We’ve been away from Bellingham for two and a half days now and Jeffrey’s been busy working up the suspense of ‘making it through’ these fast moving tidal streams.
‘The water in Yuculta and Dent can run up to 7 knots when the current is flowing at max flood or ebb,’ he explains, as we leave our previous nights anchorage in Desolation Sound’s Prideaux Haven, ‘All that water’s trying as hard as it can to get through the narrow passages we’re about to go through. As the water moves faster it makes whirlpools, over falls and standing waves. You really don’t want to be there at the wrong time.’
With so much cold, fast running water, the area is also rich in nutrients and the islands surrounding the rapids are teaming with wildlife. Last May I counted 89 bald eagles in the approximately 4-mile stretch from Harbott Point on Stuart Island through the rapids to Hall Point on Sonora Island. Besides the eagles there were also 11 Stellar sea lions and tons of Bonaparte Gulls.
Two years ago on a southbound trip we arrived at Hall Point; I looked out the door of the pilothouse and saw two or three splashes. Jeffrey and the Mate, Sean were in the pilothouse as well as one of our passengers, Trish.
‘Hey Guys!
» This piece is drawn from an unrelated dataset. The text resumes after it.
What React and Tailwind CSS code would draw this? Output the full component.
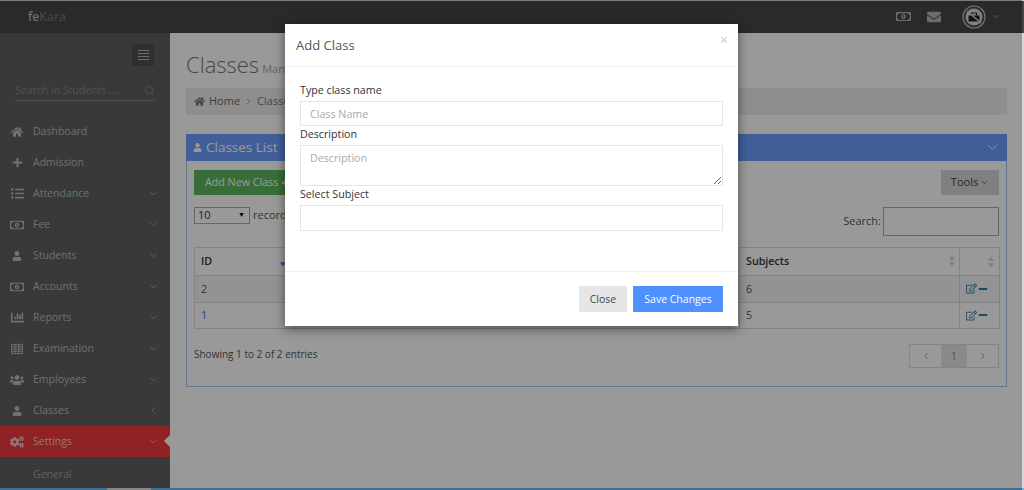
import {
  FaHome, FaPlus, FaListUl, FaRegMoneyBillAlt, FaUser, FaChartBar, FaUsers, FaCogs, FaEnvelope, FaRegEdit, FaMinus,
} from "react-icons/fa";
import { ChevronDown, ChevronLeft, ChevronRight, Search } from "lucide-react";

function GridIcon({ size }) {
  return (
    <svg width={size} height={size} viewBox="0 0 13 13" fill="none" stroke="currentColor" strokeWidth="1">
      <path d="M.5 1.5h12v10H.5zM.5 4h12M.5 6.5h12M.5 9h12M4.5 1.5v10M8.5 1.5v10" />
    </svg>
  );
}

const menu = [
  { label: "Dashboard", icon: FaHome, size: 12 },
  { label: "Admission", icon: FaPlus, size: 11 },
  { label: "Attendance", icon: FaListUl, size: 13, arrow: "down" },
  { label: "Fee", icon: FaRegMoneyBillAlt, size: 14, arrow: "down" },
  { label: "Students", icon: FaUser, size: 10, arrow: "down" },
  { label: "Accounts", icon: FaRegMoneyBillAlt, size: 14, arrow: "down" },
  { label: "Reports", icon: FaChartBar, size: 13, arrow: "down" },
  { label: "Examination", icon: GridIcon, size: 12, arrow: "down" },
  { label: "Employees", icon: FaUsers, size: 14, arrow: "down" },
  { label: "Classes", icon: FaUser, size: 10, arrow: "left" },
  { label: "Settings", icon: FaCogs, size: 14, arrow: "down", active: true },
];

function SortIcon({ active }) {
  return (
    <svg width="6" height="12" viewBox="0 0 7 13" className="shrink-0">
      <path d="M3.5 0 7 5H0z" fill={active ? "transparent" : "#d2d2d2"} />
      <path d="M0 8h7l-3.5 5z" fill={active ? "#6f7fd8" : "#d2d2d2"} />
    </svg>
  );
}

function SideItem({ item }) {
  const Icon = item.icon;
  return (
    <div className={`relative flex items-center h-[31px] ${item.active ? "bg-[#ef3a3f] text-[#f0c8c8]" : ""}`}>
      <span className="w-[33px] flex justify-center pl-[5px] pr-[4px]">
        <Icon size={item.size} />
      </span>
      <span>{item.label}</span>
      {item.arrow === "down" && <ChevronDown size={11} strokeWidth={1.5} className="absolute left-[148px]" />}
      {item.arrow === "left" && <ChevronLeft size={11} strokeWidth={1.5} className="absolute left-[148px]" />}
      {item.active && (
        <span className="absolute right-0 top-[9px] border-y-[6px] border-r-[6px] border-y-transparent border-r-white" />
      )}
    </div>
  );
}

function Sidebar() {
  return (
    <aside className="w-[170px] shrink-0 bg-[#5f5f5f] text-[#bdbdbd] text-[10.5px]">
      <div className="h-[83px] relative">
        <div className="flex justify-end pt-[11px] pr-[16px]">
          <div className="w-[22px] h-[22px] bg-[#505050] flex items-center justify-center text-[#b5b5b5]">
            <svg width="11" height="10" viewBox="0 0 11 10" stroke="currentColor" strokeWidth="1">
              <path d="M0 .5h11M0 3.5h11M0 6.5h11M0 9.5h11" />
            </svg>
          </div>
        </div>
        <div className="mx-[15px] mt-[15px] h-[20px] border-b border-[#8a8a8a] flex items-center justify-between text-[#8a8a8a]">
          <span>Search in Students ....</span>
          <Search size={11} />
        </div>
      </div>
      {menu.map((m) => (
        <SideItem key={m.label} item={m} />
      ))}
      <div className="pl-[33px] pt-[10px] text-[#a0a0a0]">General</div>
    </aside>
  );
}

function Panel() {
  return (
    <section className="mt-[19px] h-[253px] border border-[#a9c3f2] border-t-0">
      <div className="h-[27px] bg-[#6c9fff] flex items-center justify-between pl-[7px] pr-[7px] text-white -mx-px">
        <span className="flex items-center gap-[4px] text-[13.5px] font-medium">
          <FaUser size={9} /> Classes List
        </span>
        <ChevronDown size={15} strokeWidth={1.5} />
      </div>
      <div className="px-[7px] pt-[9px] text-[#555] text-[11px]">
        <div className="flex justify-between">
          <button className="h-[25px] w-[200px] bg-[#5cb85c] text-white text-[10.7px] text-left pl-[11px] flex items-center gap-[3px]">
            Add New Class <FaPlus size={8} />
          </button>
          <button className="h-[25px] w-[58px] bg-[#d6d6d6] text-[#444] flex items-center justify-center gap-[2px]">
            Tools <ChevronDown size={9} />
          </button>
        </div>
        <div className="flex justify-between mt-[12px] h-[29px]">
          <div className="flex items-start gap-[3px]">
            <div className="w-[56px] h-[17px] border border-[#aaa] flex items-center justify-between pl-[3px] pr-[4px] text-[#333]">
              <span>10</span>
              <span className="text-[7px] text-black">▼</span>
            </div>
            <span>records per page</span>
          </div>
          <div className="flex items-center gap-[2px]">
            <span>Search:</span>
            <div className="w-[116px] h-[29px] border border-[#aaa]" />
          </div>
        </div>
        <table className="mt-[11px] w-[805px] table-fixed border-collapse text-[10.7px]">
          <colgroup>
            <col className="w-[92px]" />
            <col className="w-[453px]" />
            <col className="w-[220px]" />
            <col className="w-[40px]" />
          </colgroup>
          <thead>
            <tr className="h-[28px] text-[#333] font-semibold">
              <th className="border border-[#ddd] pl-[6px] text-left font-semibold">
                <div className="flex justify-between items-center"><span>ID</span><SortIcon active /></div>
              </th>
              <th className="border border-[#ddd]" />
              <th className="border border-[#ddd] pl-[6px] pr-[4px] text-left font-semibold">
                <div className="flex justify-between items-center"><span>Subjects</span><SortIcon /></div>
              </th>
              <th className="border border-[#ddd] pr-[5px]">
                <div className="flex justify-end"><SortIcon /></div>
              </th>
            </tr>
          </thead>
          <tbody>
            {[["2", "6", "bg-[#f5f5f5]", "text-[#555]"], ["1", "5", "", "text-[#337ab7]"]].map(([id, subj, bg, idColor]) => (
              <tr key={id} className={`h-[26.5px] ${bg}`}>
                <td className={`border border-[#ddd] px-[6px] ${idColor}`}>{id}</td>
                <td className="border border-[#ddd]" />
                <td className="border border-[#ddd] px-[6px]">{subj}</td>
                <td className="border border-[#ddd] pl-[6px]">
                  <div className="flex items-center gap-[1px] text-[#3f86b0]">
                    <FaRegEdit size={11} />
                    <FaMinus size={10} className="text-[#2a7aa8]" />
                  </div>
                </td>
              </tr>
            ))}
          </tbody>
        </table>
        <div className="flex justify-between items-start mt-[15px]">
          <span className="pt-[3px] text-[10px]">Showing 1 to 2 of 2 entries</span>
          <div className="flex h-[24px] border border-[#ddd] text-[#888] items-stretch">
            <span className="w-[31px] flex items-center justify-center"><ChevronLeft size={10} /></span>
            <span className="w-[26px] flex items-center justify-center bg-[#e6e6e6]">1</span>
            <span className="w-[31px] flex items-center justify-center"><ChevronRight size={10} /></span>
          </div>
        </div>
      </div>
    </section>
  );
}

function Field({ label, placeholder, textarea, height }) {
  return (
    <div>
      <div className="text-[#333] leading-[16px] h-[15px]">{label}</div>
      {textarea ? (
        <textarea
          placeholder={placeholder}
          className={`block w-full ${height} mt-[4px] border border-[#e5e5e5] px-[9px] py-[4px] placeholder:text-[#aaa] outline-none`}
        />
      ) : (
        <input
          placeholder={placeholder}
          className={`block w-full ${height} mt-[4px] border border-[#e5e5e5] px-[9px] placeholder:text-[#aaa] outline-none`}
        />
      )}
    </div>
  );
}

function Modal() {
  return (
    <div className="absolute left-[285px] top-[24px] w-[453px] h-[302px] bg-white shadow-[0_3px_10px_rgba(0,0,0,0.5)] text-[10.7px] text-[#555]">
      <div className="relative h-[43px] border-b border-[#eee] flex items-center pl-[11px] pt-[1px] text-[13px] text-[#555]">
        Add Class
        <span className="absolute right-[10px] top-[5px] text-[14px] text-[#ccc]">×</span>
      </div>
      <div className="h-[204px] px-[15px] pt-[15px]">
        <Field label="Type class name" placeholder="Class Name" height="h-[25px]" />
        <Field label="Description" placeholder="Description" textarea height="h-[41px]" />
        <Field label="Select Subject" height="h-[26px]" />
      </div>
      <div className="border-t border-[#eee] h-[55px] flex justify-end items-start gap-[6px] pt-[14px] pr-[15px] text-[10.5px]">
        <button className="w-[48px] h-[26px] pt-px bg-[#e6e6e6] text-[#444]">Close</button>
        <button className="w-[90px] h-[26px] pt-px bg-[#4d90fe] text-white">Save Changes</button>
      </div>
    </div>
  );
}

export default function App() {
  return (
    <div className="relative w-[1024px] h-[490px] overflow-hidden bg-white font-['Open_Sans',sans-serif] flex flex-col">
      <div className="h-px bg-[#ccc] shrink-0" />
      <header className="h-[32px] shrink-0 bg-[#474747] flex items-center justify-between pl-[28px] pr-[24px] border-b border-[#444]">
        <span className="text-[12px] font-semibold text-[#b4b4b4]">fe<span className="text-[#707070]">Kara</span></span>
        <div className="flex items-center text-[#b5b5b5]">
          <FaRegMoneyBillAlt size={15} />
          <FaEnvelope size={14} className="ml-[16px]" />
          <svg width="24" height="24" viewBox="0 0 24 24" className="ml-[21px]">
            <circle cx="12" cy="12" r="11" fill="#474747" stroke="#c0c0c0" strokeWidth="1.2" />
            <circle cx="12" cy="12" r="8.5" fill="#d8d8d8" />
            <path d="M6.5 10.5h11v6h-11z" fill="#222" />
            <path d="M9.5 10.5V8h5v2.5" fill="none" stroke="#222" strokeWidth="1.2" />
            <path d="M5 6l14 12" stroke="#d8d8d8" strokeWidth="1.5" />
          </svg>
          <ChevronDown size={9} className="ml-[5px]" />
        </div>
      </header>
      <div className="flex flex-1 min-h-0">
        <Sidebar />
        <main className="flex-1 pl-[16px] pr-[15px] min-w-0">
          <div className="h-[55px] flex items-baseline pt-[13px] text-[#777]">
            <h1 className="text-[22px] font-light leading-[36px]">Classes</h1>
            <span className="ml-[3px] text-[11px] text-[#aaa]">Manage Classes</span>
          </div>
          <div className="h-[27px] bg-[#ededed] flex items-center pl-[8px] text-[11px] text-[#777] gap-[4px]">
            <FaHome size={11} /> <span className="text-[#666]">Home</span>
            <ChevronRight size={9} /> <span>Classes</span>
          </div>
          <Panel />
        </main>
        <div className="w-[2px] shrink-0 bg-[#d8d8d8]" />
      </div>
      <div className="h-[2px] shrink-0 bg-[#66b9f7] flex">
        <div className="ml-[107px] w-[44px] bg-[#e0e0e0]" />
      </div>
      <div className="absolute inset-y-0 left-0 right-[2px] bg-black/40" />
      <Modal />
    </div>
  );
}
There are a bunch of Pacific White-Sided dolphins out here!’ I shouted.
‘Look over there! ‘Sean or Trish called out with fingers pointing to Sonora Island. ‘Are those orca whales over there?’
Sure enough, near the steep walls of Hall Point were a pod of orcas fishing for salmon. Like us, the dolphins and orcas were waiting for slack current. It was magical. The morning sky was bright blue and all around us the whales and dolphins were feeding.
When the time came and current went slack, Jeffrey turned the David B towards Dent Rapids and safely guided us through Dent, the Devil’s Hole, and Yuculta rapids.
Besides the beauty of this route and the amazing feeling to be surrounded by orca whales and dolphins, a truly special thing about cruising through lesser known routes and out-of-the-way places like Dent and Yuculta Rapids is that they are inaccessible to the mega cruise ships.